Throughout our conversation, Lehman and I connect over consuming visual-media soundtracks outside of their contexts, treating them as similar to other instrumental music. “If you know the text that this music comes from,” Lehman notes, “relistening can activate positive feelings that you had from your original experience and allow you to appreciate aspects you hadn’t noticed before.”
This reminds me of a tweet from Daily Pokémon Music, which had a few replies from fans who just noticed new details in a track. To a clip of music from the most recent franchise installment , Pokémon Legends Arceus , someone had written a reply about unexpected “Eurobeats,” noting that they contrast the rest of the game’s palette and timbre. The music accompanies your battle against the Origin form of legendary Pokémon Dialga or Palkia; it’s a thrilling, bouncy track that you wouldn’t mind dancing to at the club. But the person’s comment about how the score stands out from the rest of Legends Arceus ’s sound is important. In the game, during a stressful battle or exciting moment, it may be difficult to hear the complexities of a certain piece of music.

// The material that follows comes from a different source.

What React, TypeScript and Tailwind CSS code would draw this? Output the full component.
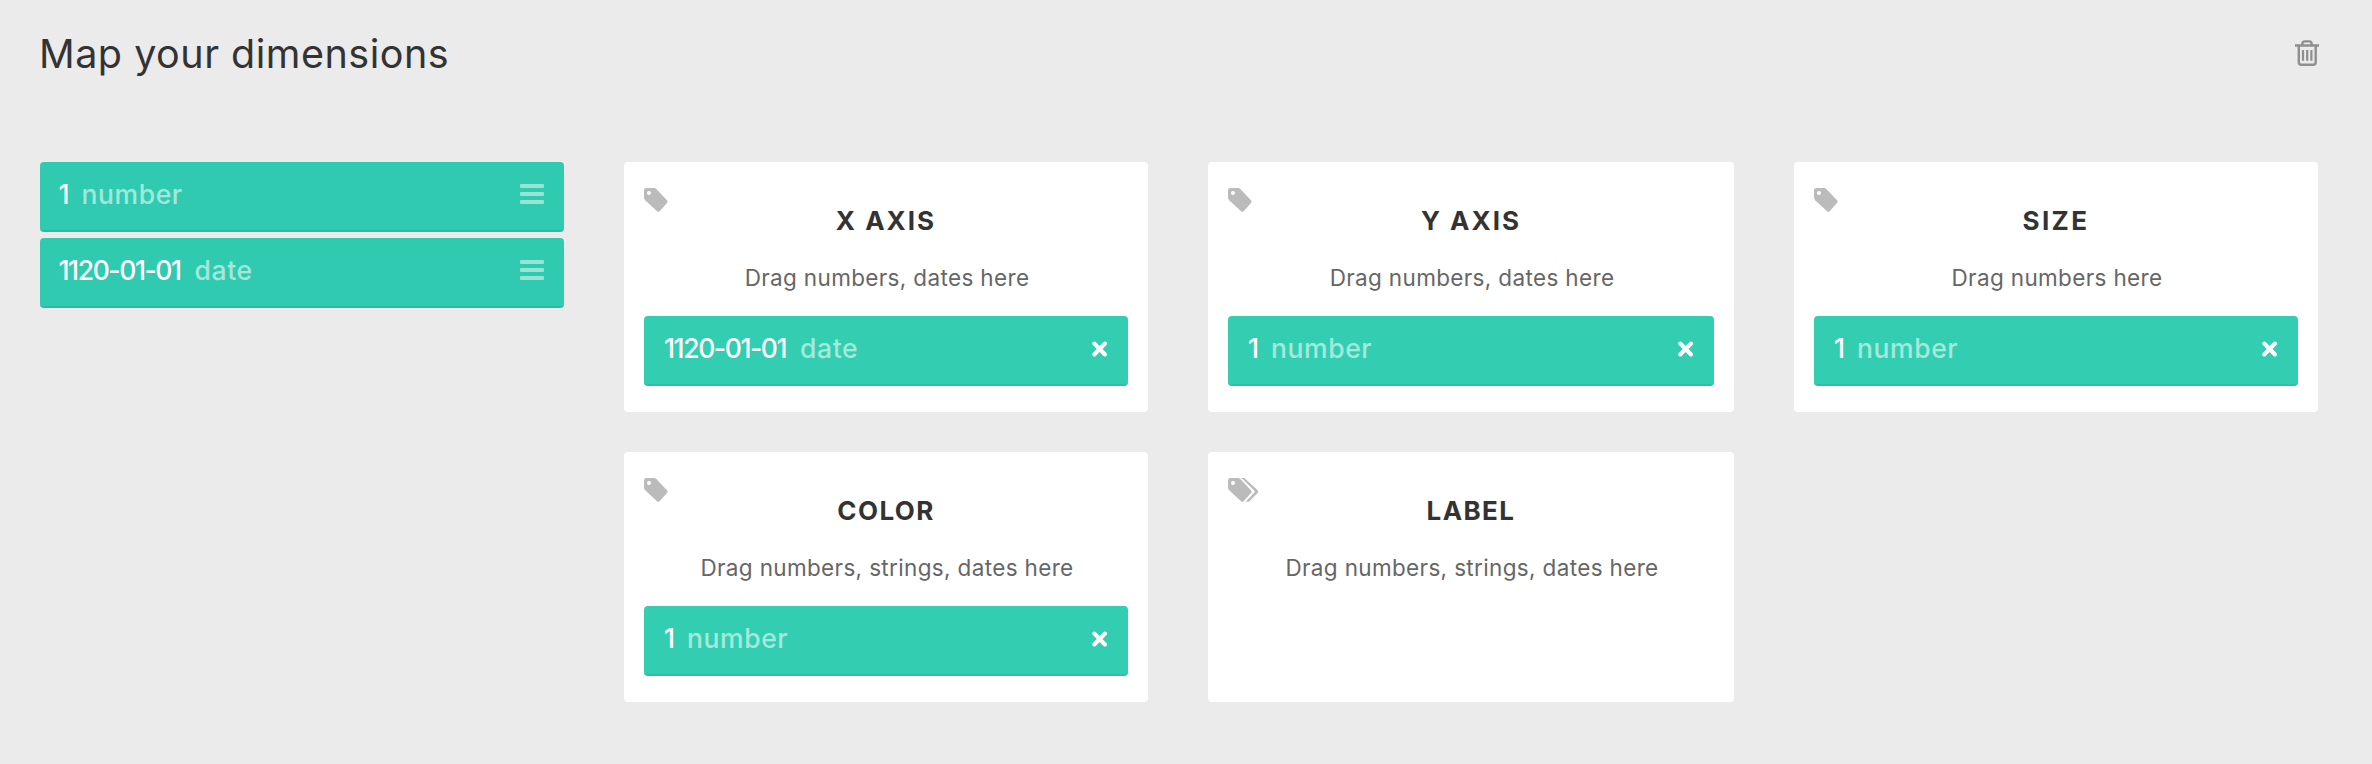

Relistening to the song alone, however, can shed light and increase our appreciation for craftsmanship behind the soundtrack.
And that can also lead to greater nostalgia. “Game music can oscillate between low-intensity, everyday music and highly emotional, charged music,” Lehman says, “and if you put that together with repetition, which breeds familiarity and preference, you’ll have strong factors that lead to nostalgia.” That becomes a sort of currency online, where fans of a franchise like Pokémon can exchange memories and build connections through their opinions of the soundtracks. In that case, it’s interesting that so many tracks from Pokémon games are meant to be ambient—they set the mood and evoke a connection with a given location or character, but they’re not necessarily distracting enough to take away from gameplay experience.
Yet so many tracks from the games have taken a life of their own outside of their original context. Music like Lake Verity’s theme and Driftveil City’s score become memes because they stand out as more than just one part of the game’s atmosphere. In some cases, music from Lavender Town or Route 216 in Diamond and Pearl capture the essence of their in-game location or action so well, they’re the most identifiable aspect of it. Players may not remember the exact details of, say, the story plot in Lavender Town or how you get through the blistering snowstorm on Route 216, but the music immediately transports them to those places.
A surprising moment comes near the end of my chat with Lehman. He tells me about a lesson on video game music in his current class. A student mentioned the recent Pokémon Legends Arceus game and how the score for a certain character suggests a connection to someone from another installment. I immediately figured the student was referencing Volo, a merchant in the game, who is slowly revealed through the game’s plot and an ever-developing musical theme to be both the ancestor of Champion Cynthia from Diamond and Pearl and a villain intent on using the legendary Pokémon Giratina to destroy the world.
As Volo announces his true intentions to the player , the music intensifies into sharp tones and dissonant screeching. When he challenges you to a battle and reveals his first Pokémon—a Spiritomb, famously the first Pokémon that Cynthia uses—the battle music becomes a rearrangement of Cynthia’s approach theme .
Yet so many tracks from the games have taken a life of their own outside of their original context.
After you defeat Volo, he releases Giratina for a battle. Its music is a more chaotic rendition of its Platinum score: Giratina’s original music is already quite rambunctious, featuring these sort of clashing sounds that feel like time slowing down or something being rewinded. It works well as a sinister boss-battle theme, matching Giratina’s role as the ruler of the Distortion World and a satanic figure of the Pokémon world.
At the surface level, all of this is sort of a funny connection. Cynthia is widely thought to be the hardest trainer you battle in any Pokémon game, a character whose almost-Gothic musical cue instills a sense of dread in players . There’s one meme about players who have nightmarish memories of accidentally stumbling into a house in Black and White only to be practically ambushed by Cynthia’s music and pummeled in battle with her. They laugh and reminisce now, almost in a nostalgic-masochistic way. But the slow musical reveal of Volo’s heritage is a sophisticated development, a sort of reward to fans who’ve played Diamond and Pearl . It may spark memories of battling Cynthia for the first time, bringing fans back to the battle.
That’s where this clicks for me. Pokémon soundtracks were most likely meant to enhance the gameplay, give players a sense of time and space, and push plots and actions. Instead, for people like me, they’ve become the centerpiece of the experience, special and nostalgic in their own right. When I hear a theme, I’m inspired to pick up an old game and replay—not necessarily to recapture what it was like to play Pokémon when I was kid, but rather to find a novel way to enjoy the games as an adult. Part of that means hearing something new in the soundtrack too; maybe there’s a cue I never noticed (although I’ve replayed many of these games so much, I doubt it).
As I, along with many other fans, push forward into the new Paldea region in the games Scarlet and Violet , the music will continue to capture attention. With Paldea likely based on the Iberian Peninsula, it’s possible that much of the games’ soundtracks will be inspired by Spanish and Portuguese music, like Sun and Moon ’s connection to Hawaiian music. It’ll be exciting to discover new favorite tracks and memorable musical moments from the games—and, in turn, find connections to past Pokémon adventures.